— Start —

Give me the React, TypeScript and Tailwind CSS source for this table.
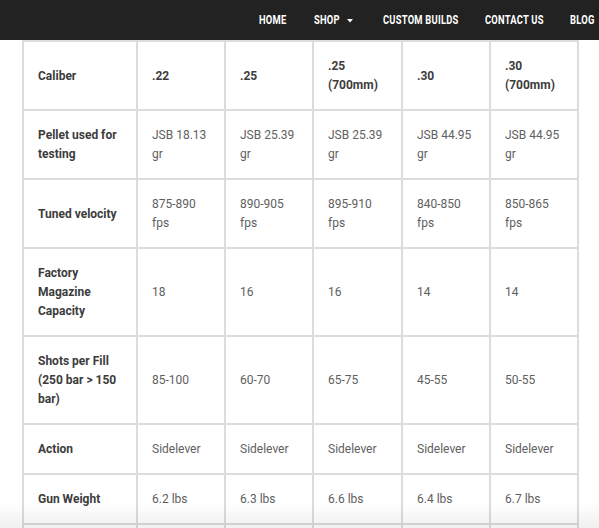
import React from "react";

const rows: { label: string; values: string[] }[] = [
  { label: "Caliber", values: [".22", ".25", ".25 (700mm)", ".30", ".30 (700mm)"] },
  { label: "Pellet used for testing", values: ["JSB 18.13 gr", "JSB 25.39 gr", "JSB 25.39 gr", "JSB 44.95 gr", "JSB 44.95 gr"] },
  { label: "Tuned velocity", values: ["875-890 fps", "890-905 fps", "895-910 fps", "840-850 fps", "850-865 fps"] },
  { label: "Factory Magazine Capacity", values: ["18", "16", "16", "14", "14"] },
  { label: "Shots per Fill (250 bar > 150 bar)", values: ["85-100", "60-70", "65-75", "45-55", "50-55"] },
  { label: "Action", values: ["Sidelever", "Sidelever", "Sidelever", "Sidelever", "Sidelever"] },
  { label: "Gun Weight", values: ["6.2 lbs", "6.3 lbs", "6.6 lbs", "6.4 lbs", "6.7 lbs"] },
  { label: "", values: ["", "", "", "", ""] },
];

function NavText({ children }: { children: React.ReactNode }) {
  return <span className="inline-block origin-left scale-x-[0.78] whitespace-nowrap">{children}</span>;
}

export default function App() {
  return (
    <div className="relative w-[599px] h-[528px] overflow-hidden bg-white" style={{ fontFamily: 'Roboto, "Liberation Sans", sans-serif' }}>
      <header className="h-[40px] bg-[#222222] flex justify-end items-center text-white text-[12px] font-bold tracking-[0.3px]">
        <span className="w-[55px]"><NavText>HOME</NavText></span>
        <span className="w-[69px] flex items-center">
          <span className="w-[33px]"><NavText>SHOP</NavText></span>
          <svg width="6" height="4" viewBox="0 0 6 4" className="mt-[1px]">
            <path d="M0 0 H6 L3 3.5 Z" fill="#ffffff" />
          </svg>
        </span>
        <span className="w-[102px]"><NavText>CUSTOM BUILDS</NavText></span>
        <span className="w-[85px]"><NavText>CONTACT US</NavText></span>
        <span className="w-[29px]"><NavText>BLOG</NavText></span>
      </header>
      <div className="ml-[22px] w-[557px] grid grid-cols-[114px_88px_88px_89px_88px_88px] border-l-2 border-t-2 border-[#dcdcdc] text-[12px] leading-[19px]">
        {rows.map((r, i) => (
          <React.Fragment key={i}>
            <div className={`border-r-2 border-b-2 border-[#dcdcdc] px-[14px] pt-[15px] pb-[14px] flex items-center font-bold text-[#3c3c3c] ${r.label === "" ? "h-[50px]" : ""}`}>
              <span>{r.label}</span>
            </div>
            {r.values.map((v, j) => (
              <div
                key={j}
                className={`border-r-2 border-b-2 border-[#dcdcdc] px-[14px] pt-[15px] pb-[14px] flex items-center ${i === 0 ? "font-bold text-[#3c3c3c]" : "text-[#606060]"}`}
              >
                <span>{v}</span>
              </div>
            ))}
          </React.Fragment>
        ))}
      </div>
      <div className="absolute left-0 right-0 bottom-0 h-[26px] bg-gradient-to-b from-transparent to-[rgba(0,0,0,0.06)] pointer-events-none" />
    </div>
  );
}
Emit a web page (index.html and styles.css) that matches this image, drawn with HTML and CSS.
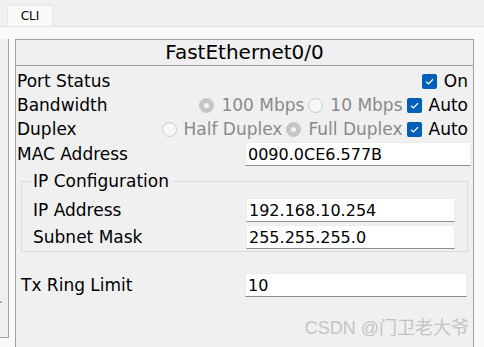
FILE: index.html
```html
<!DOCTYPE html>
<html lang="en">
<head>
  <meta charset="UTF-8" />
  <title>FastEthernet0/0</title>
  <link rel="stylesheet" href="styles.css">
</head>
<body>

  <!-- Tabs -->
  <div class="tabbar">
    <div class="tab">CLI</div>
  </div>

  <div class="workspace">
    <div class="side-list">
      <span class="scroll-mark"></span>
    </div>

    <div class="panel">
      <div class="panel-title">FastEthernet0/0</div>

      <div class="panel-body">
        <div class="row">
          <span class="label">Port Status</span>
          <div class="controls">
            <label class="opt"><span class="check"><svg viewBox="0 0 15 15"><path d="M4 7.6l2.4 2.3L11 5.2" /></svg></span>On</label>
          </div>
        </div>

        <div class="row">
          <span class="label">Bandwidth</span>
          <div class="controls">
            <label class="opt off"><span class="radio on"></span>100 Mbps</label>
            <label class="opt off"><span class="radio"></span>10 Mbps</label>
            <label class="opt"><span class="check"><svg viewBox="0 0 15 15"><path d="M4 7.6l2.4 2.3L11 5.2" /></svg></span>Auto</label>
          </div>
        </div>

        <div class="row">
          <span class="label">Duplex</span>
          <div class="controls">
            <label class="opt off"><span class="radio"></span>Half Duplex</label>
            <label class="opt off"><span class="radio on"></span>Full Duplex</label>
            <label class="opt"><span class="check"><svg viewBox="0 0 15 15"><path d="M4 7.6l2.4 2.3L11 5.2" /></svg></span>Auto</label>
          </div>
        </div>

        <div class="row field mac">
          <span class="label">MAC Address</span>
          <input class="text-in" value="0090.0CE6.577B" />
        </div>

        <fieldset class="group">
          <legend>IP Configuration</legend>
          <div class="row field">
            <span class="label">IP Address</span>
            <input class="text-in" value="192.168.10.254" />
          </div>
          <div class="row field">
            <span class="label">Subnet Mask</span>
            <input class="text-in" value="255.255.255.0" />
          </div>
        </fieldset>

        <div class="row field tx">
          <span class="label">Tx Ring Limit</span>
          <input class="text-in" value="10" />
        </div>
      </div>

      <div class="watermark">CSDN @门卫老大爷</div>
    </div>
  </div>

</body>
</html>
```

FILE: styles.css
```css
body {
  margin: 0;
  padding: 0;
  font-family: "DejaVu Sans", Verdana, sans-serif;
  background: #f9f9f9;
  height: 347px;
  overflow: hidden;
}

.tabbar {
  height: 26px;
  background: #efefef;
  border-bottom: 1px solid #e2e2e2;
  padding-left: 7px;
  display: flex;
  align-items: flex-end;
}

.tab {
  width: 44px;
  height: 20px;
  background: #fafafa;
  border: 1px solid #e6e6e6;
  border-bottom: none;
  font-size: 12px;
  line-height: 20px;
  text-align: center;
  color: #000;
}

.workspace {
  display: flex;
  padding-top: 12px;
  height: 308px;
}

.side-list {
  width: 8px;
  height: 298px;
  background: #f0f0f0;
  border-right: 1px solid #a0a0a0;
  border-bottom: 1px solid #a0a0a0;
  position: relative;
}

.scroll-mark {
  position: absolute;
  left: 0;
  top: 262px;
  width: 2px;
  height: 2px;
  background: #b0b0b0;
}

.panel {
  margin-left: 6px;
  width: 457px;
  height: 308px;
  background: #f0f0f0;
  border-left: 1px solid #a0a0a0;
  border-right: 1px solid #a0a0a0;
  position: relative;
}

.panel-title {
  height: 25px;
  border-top: 1px solid #a0a0a0;
  border-bottom: 1px solid #a0a0a0;
  text-align: center;
  font-size: 20px;
  line-height: 25px;
  color: #000;
}

.panel-body {
  padding: 3px 5px 0 1px;
  font-size: 17px;
}

.row {
  display: flex;
  align-items: center;
  justify-content: space-between;
  height: 24px;
}

.controls {
  display: flex;
  align-items: center;
}

.opt {
  display: flex;
  align-items: center;
  gap: 7px;
  margin-left: 4px;
  color: #000;
}

.opt.off {
  color: #8a8a8a;
}

.check {
  width: 15px;
  height: 15px;
  border-radius: 2px;
  background: #005fb8;
  display: inline-block;
}

.check svg {
  width: 15px;
  height: 15px;
  display: block;
  fill: none;
  stroke: #fff;
  stroke-width: 1.3;
}

.radio {
  width: 13px;
  height: 13px;
  border-radius: 50%;
  border: 1px solid #c8c8c8;
  background: #f7f7f7;
  box-sizing: content-box;
  position: relative;
}

.radio.on {
  background: #c6c6c6;
  border-color: #c6c6c6;
}

.radio.on::after {
  content: "";
  position: absolute;
  left: 4px;
  top: 4px;
  width: 5px;
  height: 5px;
  border-radius: 50%;
  background: #f4f4f4;
}

.field {
  justify-content: flex-start;
}

.field .label {
  width: 228px;
}

.text-in {
  flex: 1;
  height: 24px;
  box-sizing: border-box;
  margin: 0;
  padding: 0 0 0 2px;
  border: 1px solid #ececec;
  border-bottom-color: #8c8c8c;
  background: #fff;
  font-family: "DejaVu Sans", Verdana, sans-serif;
  font-size: 16px;
  color: #000;
  outline: none;
}

.mac {
  margin-top: 1px;
  margin-right: -3px;
}

.group {
  margin: 7px 0 0 4px;
  padding: 9px 12px 2px 11px;
  border: 1px solid #dadada;
}

.group legend {
  padding: 0 4px 0 3px;
  margin-left: -3px;
  font-size: 17px;
  line-height: 16px;
}

.group .row + .row {
  margin-top: 3px;
}

.group .field .label {
  width: 213px;
}

.tx {
  margin-top: 21px;
  padding-left: 4px;
  margin-right: 1px;
}

.tx .label {
  width: 224px;
}

.watermark {
  position: absolute;
  right: 4px;
  bottom: 9px;
  font-family: "Liberation Sans", "Noto Sans CJK SC", sans-serif;
  font-size: 18px;
  line-height: 20px;
  color: #c4c4c4;
}
```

— End —

**Requirements:** Repeat exactly the lines from the start of the entries down to the line with "import React from", keeping both ends but none of the pictures.

**Result of this exercise:**
Give me the React, TypeScript and Tailwind CSS source for this table.
import React from "react";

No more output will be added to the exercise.